蔡氏は直ちに「一国二制度は断じて受け入れない」と反撃し、支持率を一挙に7ポイントも上昇させた。それでも約1年間、今回の選挙まで中国共産党は台湾海峡に空母を派遣したり、南太平洋の島嶼国を台湾との断交に追いやったりした。


「日本に対するのと基本的に同じですよ。相手の方が有利だと見れば、静かな振りをして時を稼ぐ。それでも本心は絶対に変えません。実際の行動と表面的な動きは無関係です。騙されてはなりません」と李氏。


安倍晋三氏が首相に就任した12年12月以降、中国は日本に強硬政策を取り続けた。安倍首相は「中国が首脳会談に条件を付けるようなら、会談に応じる必要はない」として屈せず譲らず、選挙にも勝ち続けた。すると最後に何の条件も付けずに首脳会談に応じたのが習氏だった。


米中貿易戦争で窮した中国が日本に接近中のいま、日本こそ中国の本質を想起すべきだ。靖国参拝、尖閣諸島、東シナ海、日本人拘束など、中国の対日姿勢は不変だ。彼らは表面の薄い膜一枚の色合いを変えて印象操作を企んでいるだけである。

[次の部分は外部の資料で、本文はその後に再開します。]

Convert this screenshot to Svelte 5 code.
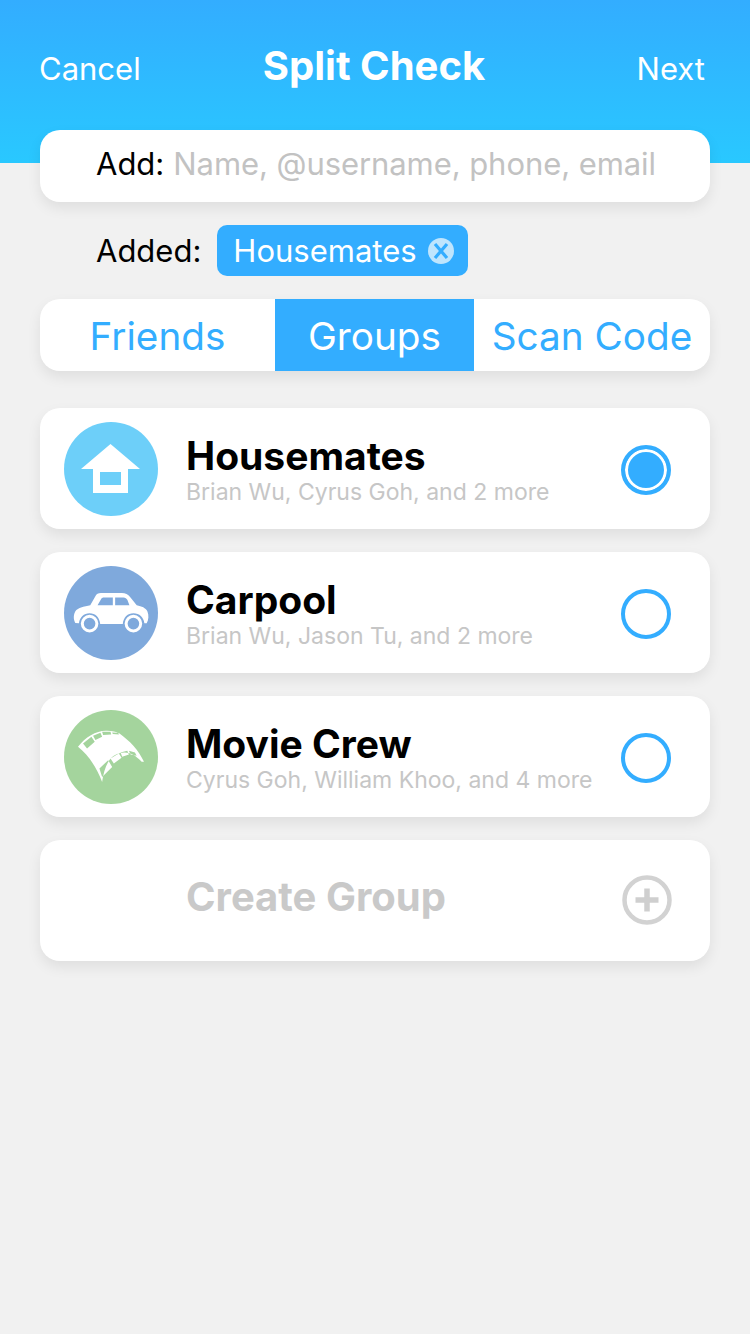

中国の本質を知り、厳しく長い戦いを予想しているためか、蔡氏は大勝利の興奮の中でもはち切れるような笑みはほとんど見せない。氏は米国にさらなる武器売却と軍事技術の供与を要請し、台湾防衛の力を強化する意思を示した。天晴れではないか。台湾と民主主義が勝てるように、日本は最大限の支援をしなければならない。台湾の戦いは、日本にとっての戦いでもあるからだ。